** begin Provided material **

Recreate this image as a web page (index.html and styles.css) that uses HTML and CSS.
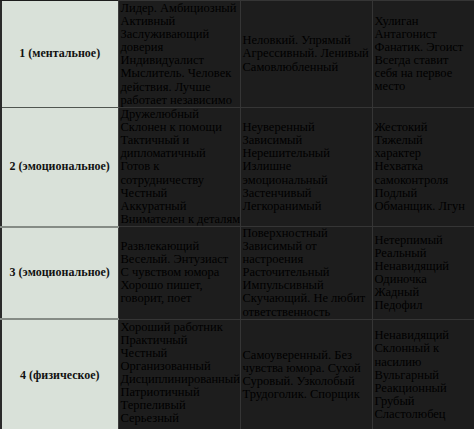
FILE: index.html
```html
<!DOCTYPE html>
<html lang="ru">
<head>
<meta charset="utf-8">
<link rel="stylesheet" href="styles.css">
</head>
<body>
<table class="grid">
  <colgroup>
    <col class="c1"><col class="c2"><col class="c3"><col class="c4">
  </colgroup>
  <tr class="r1">
    <th class="label">1 (ментальное)</th>
    <td class="cell top">Лидер. Амбициозный<br>Активный<br>Заслуживающий<br>доверия<br>Индивидуалист<br>Мыслитель. Человек<br>действия. Лучше<br>работает независимо</td>
    <td class="cell">Неловкий. Упрямый<br>Агрессивный. Ленивый<br>Самовлюбленный</td>
    <td class="cell">Хулиган<br>Антагонист<br>Фанатик. Эгоист<br>Всегда ставит<br>себя на первое<br>место</td>
  </tr>
  <tr class="r2">
    <th class="label">2 (эмоциональное)</th>
    <td class="cell">Дружелюбный<br>Склонен к помощи<br>Тактичный и<br>дипломатичный<br>Готов к<br>сотрудничеству<br>Честный<br>Аккуратный<br>Внимателен к деталям</td>
    <td class="cell">Неуверенный<br>Зависимый<br>Нерешительный<br>Излишне<br>эмоциональный<br>Застенчивый<br>Легкоранимый</td>
    <td class="cell">Жестокий<br>Тяжелый<br>характер<br>Нехватка<br>самоконтроля<br>Подлый<br>Обманщик. Лгун</td>
  </tr>
  <tr class="r3">
    <th class="label">3 (эмоциональное)</th>
    <td class="cell">Развлекающий<br>Веселый. Энтузиаст<br>С чувством юмора<br>Хорошо пишет,<br>говорит, поет</td>
    <td class="cell">Поверхностный<br>Зависимый от<br>настроения<br>Расточительный<br>Импульсивный<br>Скучающий. Не любит<br>ответственность</td>
    <td class="cell">Нетерпимый<br>Реальный<br>Ненавидящий<br>Одиночка<br>Жадный<br>Педофил</td>
  </tr>
  <tr class="r4">
    <th class="label">4 (физическое)</th>
    <td class="cell top">Хороший работник<br>Практичный<br>Честный<br>Организованный<br>Дисциплинированный<br>Патриотичный<br>Терпеливый<br>Серьезный</td>
    <td class="cell">Самоуверенный. Без<br>чувства юмора. Сухой<br>Суровый. Узколобый<br>Трудоголик. Спорщик</td>
    <td class="cell">Ненавидящий<br>Склонный к<br>насилию<br>Вульгарный<br>Реакционный<br>Грубый<br>Сластолюбец</td>
  </tr>
</table>
</body>
</html>
```
FILE: styles.css
```css
html, body {
  margin: 0;
  padding: 0;
  background: #1c1c1c;
  overflow: hidden;
  font-family: "Liberation Serif", "Times New Roman", "DejaVu Serif", serif;
}
body {
  width: 474px;
  height: 429px;
}
.grid {
  border-collapse: collapse;
  table-layout: fixed;
  width: 474px;
  border-left: 2px solid #2a2a2a;
}
.c1 { width: 117px; }
.c2 { width: 122px; }
.c3 { width: 132px; }
.c4 { width: 103px; }
.cell {
  background: transparent;
  box-shadow: inset 0 0 0 300px #1d1d1d;
  color: #000000;
  font-size: 12.5px;
  line-height: 13.1px;
  padding: 0 2px;
  vertical-align: middle;
  border: 1px solid #353535;
  white-space: nowrap;
  overflow: hidden;
}
.top {
  vertical-align: top;
  padding-top: 1px;
}
.label {
  background: #d9e1d9;
  color: #111111;
  font-size: 12px;
  font-weight: bold;
  text-align: center;
  vertical-align: middle;
  padding: 0;
  border-right: 1px solid #3a3a3a;
  border-bottom: 2px solid #858b85;
}
.r1 { height: 107px; }
.r1 .label { border-bottom: 1px solid #505550; }
.r2 { height: 119px; }
.r3 { height: 92px; }
.r4 { height: 112px; }
```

** end Provided material **

## Given problem
Return each line with "index".

## The reply
Recreate this image as a web page (index.html and styles.css) that uses HTML and CSS.
FILE: index.html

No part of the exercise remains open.